* _Goal_
Your answer is a single number: how many lines hold the word "React"?

----

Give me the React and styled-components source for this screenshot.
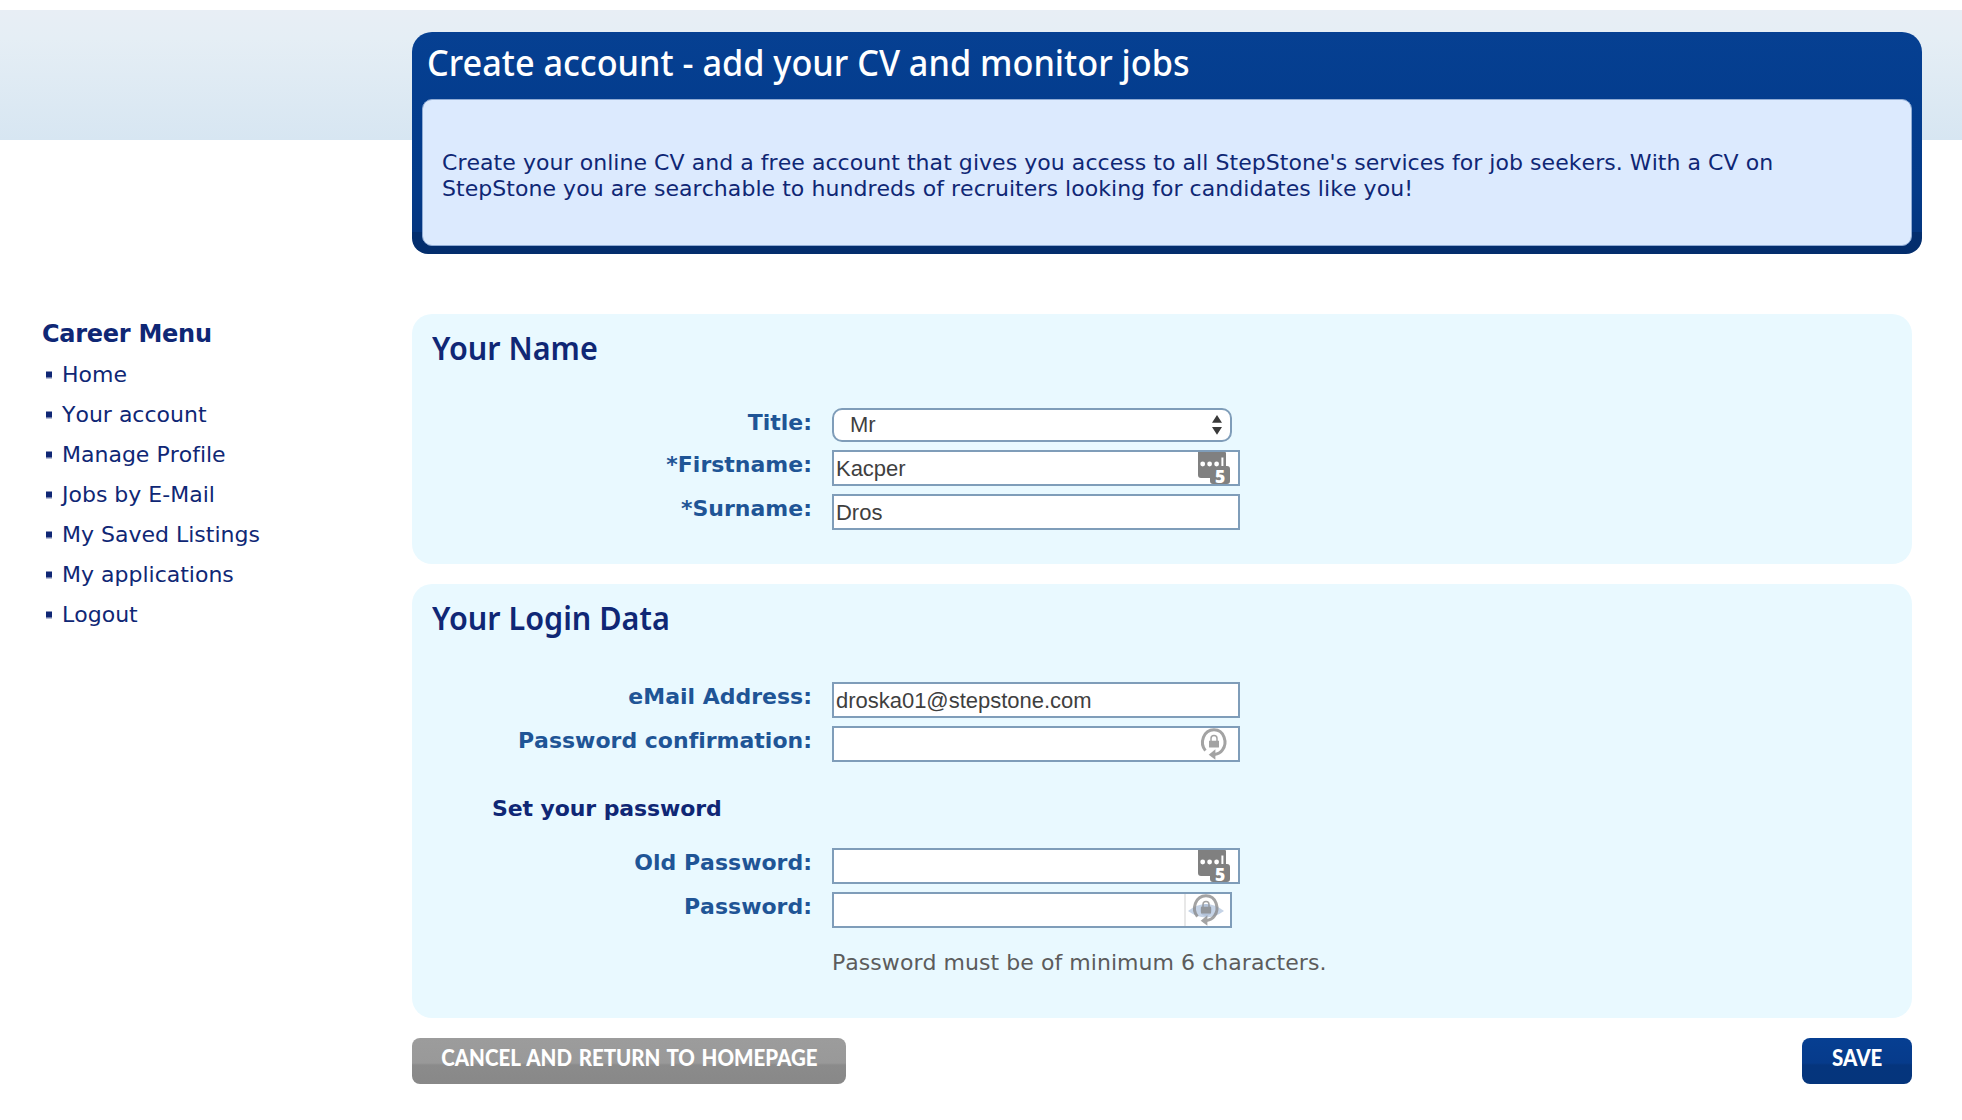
import React from "react";
import styled, { createGlobalStyle } from "styled-components";

const SANS = `"DejaVu Sans", Verdana, sans-serif`;
const HEADING = `"Noto Sans", "Trebuchet MS", sans-serif`;
const FIELD = `"Liberation Sans", Arial, sans-serif`;
const NAVY = "#0f2775";

const GlobalStyle = createGlobalStyle`
  *, *::before, *::after { box-sizing: border-box; }
  body {
    margin: 0;
    background: #fff;
    font-family: ${SANS};
    font-size: 22px;
    font-variant-ligatures: none;
    font-kerning: none;
    color: ${NAVY};
  }
`;

const Page = styled.div`
  width: 1962px;
  height: 1120px;
  padding-top: 32px;
  overflow: hidden;
  background: #fff linear-gradient(#e8eef5 0, #e5eef5 22%, #d7e6f2 100%) 0 10px / 100% 130px no-repeat;
`;

const Hero = styled.header`
  display: flex;
  flex-direction: column;
  width: 1510px;
  height: 222px;
  margin-left: 412px;
  padding: 0 10px 8px;
  border-radius: 20px 20px 16px 16px;
  background: linear-gradient(#064092 0, #033c8d 90px, #043a88 160px, #043680 200px, #032e6f 200px, #032d6c 100%);
`;

const HeroTitle = styled.h1`
  margin: 0 0 5px 5px;
  font: 500 36px/62px ${HEADING};
  transform: scaleX(0.951);
  transform-origin: left;
  font-kerning: auto;
  color: #fff;
`;

const HeroText = styled.p`
  flex: 1;
  margin: 0;
  padding: 50px 100px 0 19px;
  border: 1px solid #8fabd4;
  border-radius: 10px;
  background: #dceafe;
  line-height: 26px;
  letter-spacing: 0.05px;
`;

const Body = styled.div`
  display: grid;
  grid-template-columns: 412px 1500px;
  margin-top: 60px;
`;

const Sidebar = styled.nav`
  padding: 6px 0 0 42px;
`;

const MenuTitle = styled.h2`
  margin: 0 0 7px;
  font-size: 24px;
  line-height: 28px;
  letter-spacing: -0.27px;
`;

const Menu = styled.ul`
  margin: 0;
  padding: 0;
  list-style: none;
`;

const MenuItem = styled.li`
  display: flex;
  align-items: center;
  gap: 10px;
  padding-left: 4px;
  line-height: 40px;

  &::before {
    content: "";
    width: 6px;
    height: 8px;
    margin-top: -1px;
    background: linear-gradient(#8792ba 0 1px, ${NAVY} 1px 6px, #6b79a8 6px 7px, #b7bed6 7px);
  }
`;

const Main = styled.main`
  display: flex;
  flex-direction: column;
  gap: 20px;
`;

const Panel = styled.section`
  height: ${(p) => p.$height};
  padding-top: 14px;
  border-radius: 20px;
  background: #e9f9ff;
`;

const PanelTitle = styled.h2`
  margin: 0 0 ${(p) => p.$gap} 20px;
  font: 600 32px/40px ${HEADING};
  transform: scaleX(0.955);
  transform-origin: left;
  font-kerning: auto;
`;

const Rows = styled.div`
  display: flex;
  flex-direction: column;
  gap: 8px;
`;

const Row = styled.div`
  display: grid;
  grid-template-columns: 400px auto;
  column-gap: 20px;
  justify-content: start;
`;

const Label = styled.label`
  padding-top: 1px;
  text-align: right;
  font-weight: bold;
  line-height: 28px;
  color: #1f5596;
`;

const SubHeading = styled.h3`
  margin: 33px 0 25px 80px;
  font-size: 22px;
  line-height: 28px;
  letter-spacing: -0.1px;
`;

const Field = styled.div`
  display: flex;
  width: ${(p) => p.$width || "408px"};
  height: 36px;
  padding-left: 2px;
  border: 2px solid #7f9db9;
  background: #fff;
  font: 22px/33px ${FIELD};
  font-kerning: auto;
  letter-spacing: -0.02px;
  color: #3f3f3f;

  svg { display: block; margin-left: auto; overflow: visible; }
`;

const Select = styled(Field)`
  width: 400px;
  height: 34px;
  padding-left: 16px;
  border-radius: 10px;
  line-height: 29px;
`;

const Divider = styled.span`
  width: 2px;
  margin-left: auto;
  background: #e8e8e8;

  & + svg { margin-left: 0; }
`;

const Note = styled.p`
  margin: 21px 0 0 420px;
  line-height: 28px;
  letter-spacing: 0.05px;
  color: #5c5c5c;
`;

const Actions = styled.div`
  display: flex;
  justify-content: space-between;
`;

const Button = styled.button`
  display: flex;
  justify-content: center;
  width: ${(p) => p.$width};
  height: 46px;
  padding: 0;
  border: 0;
  border-radius: 8px;
  background: ${(p) => p.$primary
    ? "linear-gradient(#063f92 0, #063b8b 25px, #05357d 27px, #05357c 100%)"
    : "linear-gradient(#9c9c9c 0, #999 25px, #8b8b8b 27px, #888 100%)"};
  font: 900 23px/39px Lato, "Trebuchet MS", sans-serif;
  word-spacing: 2px;
  color: #fff;
`;

const ButtonText = styled.span`
  white-space: nowrap;
  transform: scaleX(0.89);
`;

const SelectArrows = () => (
  <svg width="18" height="30" viewBox="0 0 18 30" fill="#3a3a3a">
    <path d="M0 12.7L5 5l5 7.7zM0 17h10l-5 7.7z" />
  </svg>
);

const PasswordManagerIcon = () => (
  <svg width="40" height="32" viewBox="0 0 40 32">
    <path d="M0 0h27q1 0 1 1v13h1q3 0 3 3v12q0 3-3 3H15q-3 0-3-3v-3H3q-3 0-3-3z" fill="#808080" />
    <g fill="#fff">
      <circle cx="4.7" cy="12" r="2.4" />
      <circle cx="11.6" cy="12" r="2.4" />
      <circle cx="18.6" cy="12" r="2.4" />
      <path d="M23.4 5.5h2v8.5h-2z" />
      <text x="17" y="30.5" fontFamily="Open Sans, sans-serif" fontWeight="800" fontSize="17.5">5</text>
    </g>
  </svg>
);

const GeneratorIcon = ({ withEye }) => (
  <svg width={withEye ? 44 : 45} height="32" viewBox={withEye ? "1 0 44 32" : "0 0 45 32"}>
    {withEye && (
      <>
        <path d="M3 17Q21 3 39 17Q21 30 3 17z" fill="#c5d3e6" />
        <circle cx="21" cy="16" r="6" fill="#b3c3da" />
      </>
    )}
    <g opacity=".78">
      <path
        d="M12.4 22.6C6.2 15 10.5 1.7 21 1.7S34.6 15 29.5 21.8Q26.8 25.6 21.5 26.4"
        fill="none" stroke="#8a8a8a" strokeWidth="3"
      />
      <path d="M15.7 26.8L22.4 21.3V31.7z" fill="#8a8a8a" />
      <path d="M16 12.7h10V19q0 .6-.6.6h-8.8q-.6 0-.6-.6z" fill="#8a8a8a" />
      <path d="M18 13.5V10.5a3 3 0 0 1 6 0v3" fill="none" stroke="#8a8a8a" strokeWidth="1.5" />
    </g>
  </svg>
);

const MENU = ["Home", "Your account", "Manage Profile", "Jobs by E-Mail", "My Saved Listings", "My applications", "Logout"];

export default function App() {
  return (
    <>
      <GlobalStyle />
      <Page>
        <Hero>
          <HeroTitle>Create account - add your CV and monitor jobs</HeroTitle>
          <HeroText>
            Create your online CV and a free account that gives you access to all StepStone's services for job seekers. With a CV on
            <br />
            StepStone you are searchable to hundreds of recruiters looking for candidates like you!
          </HeroText>
        </Hero>
        <Body>
          <Sidebar>
            <MenuTitle>Career Menu</MenuTitle>
            <Menu>
              {MENU.map((item) => <MenuItem key={item}>{item}</MenuItem>)}
            </Menu>
          </Sidebar>
          <Main>
            <Panel $height="250px">
              <PanelTitle $gap="40px">Your Name</PanelTitle>
              <Rows>
                <Row><Label>Title:</Label><Select>Mr<SelectArrows /></Select></Row>
                <Row><Label>*Firstname:</Label><Field>Kacper<PasswordManagerIcon /></Field></Row>
                <Row><Label>*Surname:</Label><Field>Dros</Field></Row>
              </Rows>
            </Panel>
            <Panel $height="434px">
              <PanelTitle $gap="44px">Your Login Data</PanelTitle>
              <Rows>
                <Row><Label>eMail Address:</Label><Field>droska01@stepstone.com</Field></Row>
                <Row><Label>Password confirmation:</Label><Field><GeneratorIcon /></Field></Row>
              </Rows>
              <SubHeading>Set your password</SubHeading>
              <Rows>
                <Row><Label>Old Password:</Label><Field><PasswordManagerIcon /></Field></Row>
                <Row><Label>Password:</Label><Field $width="400px"><Divider /><GeneratorIcon withEye /></Field></Row>
              </Rows>
              <Note>Password must be of minimum 6 characters.</Note>
            </Panel>
            <Actions>
              <Button $width="434px"><ButtonText>CANCEL AND RETURN TO HOMEPAGE</ButtonText></Button>
              <Button $width="110px" $primary><ButtonText>SAVE</ButtonText></Button>
            </Actions>
          </Main>
        </Body>
      </Page>
    </>
  );
}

----

* _Reply to the exercise_
2